Dependence of wind erosion and dust emission on surface heterogeneity: Stochastic modeling

Abstract

A method for incorporating surface heterogeneity into models of wind erosion and dust emission is presented. Parameters that control threshold shear velocity (bare‐soil threshold shear velocity, vegetation cover, and vegetation shape) are parameterized as modified‐normal distributions with defined means and coefficients of variation. A parameterized bootstrap (Monte Carlo) approach is used to estimate histograms of threshold shear velocities for vegetated surfaces using the model of Raupach et al. (1993). Horizontal mass flux is calculated from threshold shear velocity histograms and a wind record. Vertical mass flux (dust emission) can be inferred from horizontal mass flux. The results from these simulations indicate that wind erosion and dust emission are dominated by the few instances with unusually high surface erodibility (e.g., low threshold shear velocity).

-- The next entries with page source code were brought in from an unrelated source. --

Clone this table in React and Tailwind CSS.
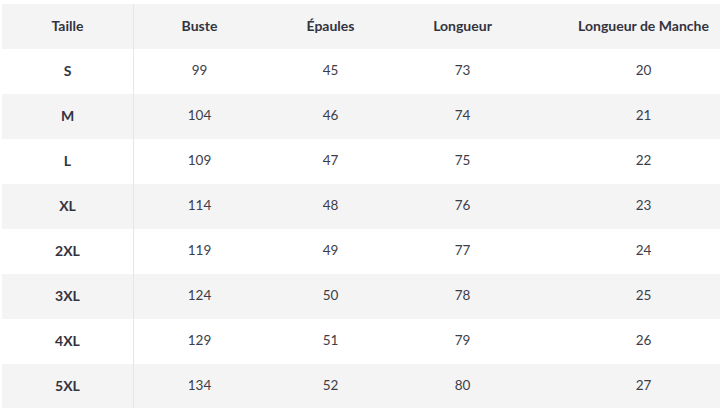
import React from 'react'

const rows = [
  ['S', '99', '45', '73', '20'],
  ['M', '104', '46', '74', '21'],
  ['L', '109', '47', '75', '22'],
  ['XL', '114', '48', '76', '23'],
  ['2XL', '119', '49', '77', '24'],
  ['3XL', '124', '50', '78', '25'],
  ['4XL', '129', '51', '79', '26'],
  ['5XL', '134', '52', '80', '27'],
]

const cols = 'grid grid-cols-[132px_131px_131px_133px_1fr] h-[45px] items-stretch'

const App = () => {
  return (
    <div className="w-[724px] h-[408px] bg-white pt-[4px] pl-[2px] overflow-hidden" style={{ fontFamily: 'Lato, "Noto Sans", sans-serif' }}>
      <div className="w-[718px]">
        <div className={`${cols} bg-[#f4f4f4] text-[14px] font-bold text-[#333340]`}>
          <div className="flex items-center justify-center pb-[2px] border-r border-[#e6e6e6]">Taille</div>
          <div className="flex items-center justify-center pb-[2px]">Buste</div>
          <div className="flex items-center justify-center pb-[2px]">Épaules</div>
          <div className="flex items-center justify-center pb-[2px]">Longueur</div>
          <div className="flex items-center justify-center pb-[2px] pl-[38px]">Longueur de Manche</div>
        </div>
        {rows.map((r, i) => (
          <div key={r[0]} className={`${cols} text-[13.5px] text-[#3d3d4a] ${i % 2 === 1 ? 'bg-[#f4f4f4]' : 'bg-white'}`}>
            <div className="flex items-center justify-center pb-[2px] border-r border-[#e6e6e6] font-bold text-[14px] text-[#333340]">{r[0]}</div>
            <div className="flex items-center justify-center pb-[2px]">{r[1]}</div>
            <div className="flex items-center justify-center pb-[2px]">{r[2]}</div>
            <div className="flex items-center justify-center pb-[2px]">{r[3]}</div>
            <div className="flex items-center justify-center pb-[2px] pl-[38px]">{r[4]}</div>
          </div>
        ))}
      </div>
    </div>
  )
}

export default App
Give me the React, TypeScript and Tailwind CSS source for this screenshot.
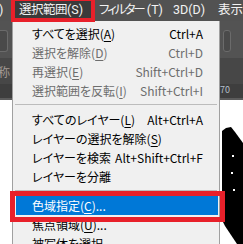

This finding is supported by observations of dust emission “hot spots” in landscapes undergoing dust emission. As a result, wind erosion and dust emission flux rates are much higher in simulations with variability than they are in nonvariable cases using only parameter means. The magnitude of highly nonlinear, threshold‐controlled processes such as wind erosion and dust flux is essentially controlled by variability in the landscape. This result argues for inclusion of surface heterogeneity in global and regional dust emission models.